The problem the hedge fund guys had spotted was in fact, the joke that John Cleese commercial: Iceland is a very small country. It’s the smallest in the world to have its own currency. And it had borrowed huge amounts of foreign currency. Normally that wasn’t a problem. Icelandic banks could always change their domestic currency, the krona, for dollars or euros on the world market. But now the world was worried. And no one wanted krona. In a bigger country, banks might get some foreign currency from their own central bank. But Iceland’s central bank also ran out of dollars and euros.

“The central bank used all it had in a desperate attempt to save one of the banks,” the economist Gylfi Magnússon says. “But that only kept the bank afloat for another couple of days.”

The point here is that while we frequently use words like “money” and “yen” interchangeably, these are different things. The krona is a kind of money, but while Iceland can’t run out of krona it can run out of dollars and yen and euros.
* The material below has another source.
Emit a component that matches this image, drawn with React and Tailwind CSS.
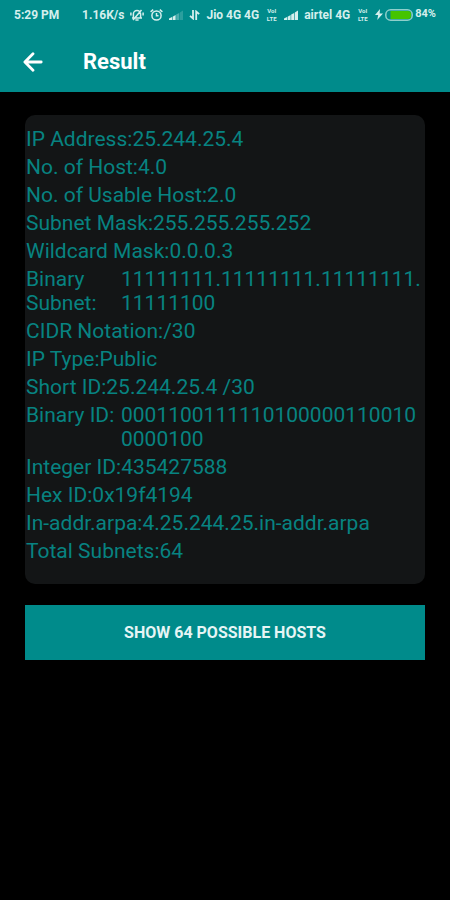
const rows = [
  { label: "IP Address:", value: "25.244.25.4" },
  { label: "No. of Host:", value: "4.0" },
  { label: "No. of Usable Host:", value: "2.0" },
  { label: "Subnet Mask:", value: "255.255.255.252" },
  { label: "Wildcard Mask:", value: "0.0.0.3" },
  { label: "Binary Subnet:", value: "11111111.11111111.11111111.11111100", wide: true },
  { label: "CIDR Notation:", value: "/30" },
  { label: "IP Type:", value: "Public" },
  { label: "Short ID:", value: "25.244.25.4 /30" },
  { label: "Binary ID:", value: "00011001111101000001100100000100", wide: true },
  { label: "Integer ID:", value: "435427588" },
  { label: "Hex ID:", value: "0x19f4194" },
  { label: "In-addr.arpa:", value: "4.25.244.25.in-addr.arpa" },
  { label: "Total Subnets:", value: "64" },
];

function BackIcon() {
  return (
    <svg className="w-5 h-5" viewBox="0 0 20 20" fill="none" stroke="currentColor" strokeWidth="2.8" strokeLinecap="round" strokeLinejoin="round">
      <path d="M18.2 10H2.5M10 1.8 1.9 10l8.1 8.2" />
    </svg>
  );
}

function SilentIcon() {
  return (
    <svg className="w-[14px] h-[12px]" viewBox="0 0 14 12" fill="none" stroke="currentColor" strokeWidth="1.5">
      <path d="M3.4 8.4V5a3.6 3.6 0 0 1 7.2 0v3.4M2 8.9h10M5.4 10.9h3.2M.9 3.5v3M13.1 3.5v3M3 11 11.5 1" />
    </svg>
  );
}

function AlarmIcon() {
  return (
    <svg className="w-[13px] h-[12px]" viewBox="0 0 13 12" fill="none" stroke="currentColor" strokeWidth="1.5">
      <circle cx="6.5" cy="6.5" r="4.6" />
      <path d="M6.5 4v2.7h2M.6 2.8 3.2.7M12.4 2.8 9.8.7" />
    </svg>
  );
}

function SignalIcon({ level }) {
  return (
    <svg className="w-[14px] h-[10px]" viewBox="0 0 14 10" fill="currentColor">
      <path d="M0 10V8.5L3 7v3z" />
      <path d="M3.6 10V6.7l3-1.6V10z" />
      <path d="M7.2 10V4.6l3-1.7V10z" opacity={level > 2 ? 1 : 0.35} />
      <path d="M10.8 10V2.5L14 .5V10z" opacity={level > 3 ? 1 : 0.2} />
    </svg>
  );
}

function DataIcon() {
  return (
    <svg className="w-[11px] h-[10px]" viewBox="0 0 11 10" fill="none" stroke="currentColor" strokeWidth="1.8">
      <path d="M4 0v8.5L1 5.8M7.2 10V1.5l3 2.7" />
    </svg>
  );
}

function VolteIcon() {
  return (
    <span className="flex flex-col items-center w-[13px] text-[6px] leading-[8px]">
      <span>VoI</span>
      <span>LTE</span>
    </span>
  );
}

function StatusBar() {
  return (
    <div className="flex items-center h-[29px] px-[14px] text-[12px] font-bold text-[#d5efed] whitespace-nowrap">
      <span className="mr-auto">5:29 PM</span>
      <div className="flex items-center gap-[6px]">
        <span>1.16K/s</span>
        <SilentIcon />
        <AlarmIcon />
        <SignalIcon level={2} />
        <DataIcon />
        <span>Jio 4G 4G</span>
        <VolteIcon />
        <SignalIcon level={4} />
        <span>airtel 4G</span>
        <VolteIcon />
        <div className="flex items-center gap-[2px]">
          <svg className="w-[8px] h-[11px]" viewBox="0 0 8 11" fill="currentColor">
            <path d="M5 0 0 6h3.2l-1 5L8 4.5H4.6z" />
          </svg>
          <svg className="w-[28px] h-[12px]" viewBox="0 0 28 12">
            <rect x=".8" y=".8" width="26.4" height="10.4" rx="4.8" fill="none" stroke="#8fcfcb" strokeWidth="1.5" />
            <path d="M5.5 2H23a3 3 0 0 1 3 3v2a3 3 0 0 1-3 3H5.5z" fill="#45c400" />
          </svg>
          <span className="text-[11px]">84%</span>
        </div>
      </div>
    </div>
  );
}

export default function App() {
  return (
    <div className="min-h-screen bg-black font-['Roboto',sans-serif]">
      <header className="bg-[#008b8b] text-white">
        <StatusBar />
        <div className="flex items-center h-[63px] pt-0.5 pl-[23px]">
          <button type="button" aria-label="Back" className="flex w-[60px]">
            <BackIcon />
          </button>
          <h1 className="text-[22px] font-bold">Result</h1>
        </div>
      </header>

      <main className="px-[25px] pt-[23px]">
        <section className="flex flex-col gap-1 rounded-[10px] bg-[#131516] pt-3 pb-[21px] pl-px text-[21px] leading-6 text-[#078381]">
          {rows.map((row) =>
            row.wide ? (
              <div key={row.label} className="flex">
                <span className="w-[95px] shrink-0">{row.label}</span>
                <span className="min-w-0 flex-1 break-all">{row.value}</span>
              </div>
            ) : (
              <div key={row.label}>
                {row.label}
                {row.value}
              </div>
            )
          )}
        </section>

        <button type="button" className="mt-[21px] h-[55px] w-full bg-[#008b8b] text-[16px] font-bold text-[#e6f5f5]">
          SHOW 64 POSSIBLE HOSTS
        </button>
      </main>
    </div>
  );
}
And since Iceland is tiny this is a huge problem. Small countries can’t host large banks.

The United States is very different. Global demand for dollars appears to be in some kind of longish term decline related to the rise of China’s export machine, but in periods of crisis demand for dollars goes up:

Lucky for us! That’s why it’s nice to be a big country with a stable political system and deep and liquid financial markets.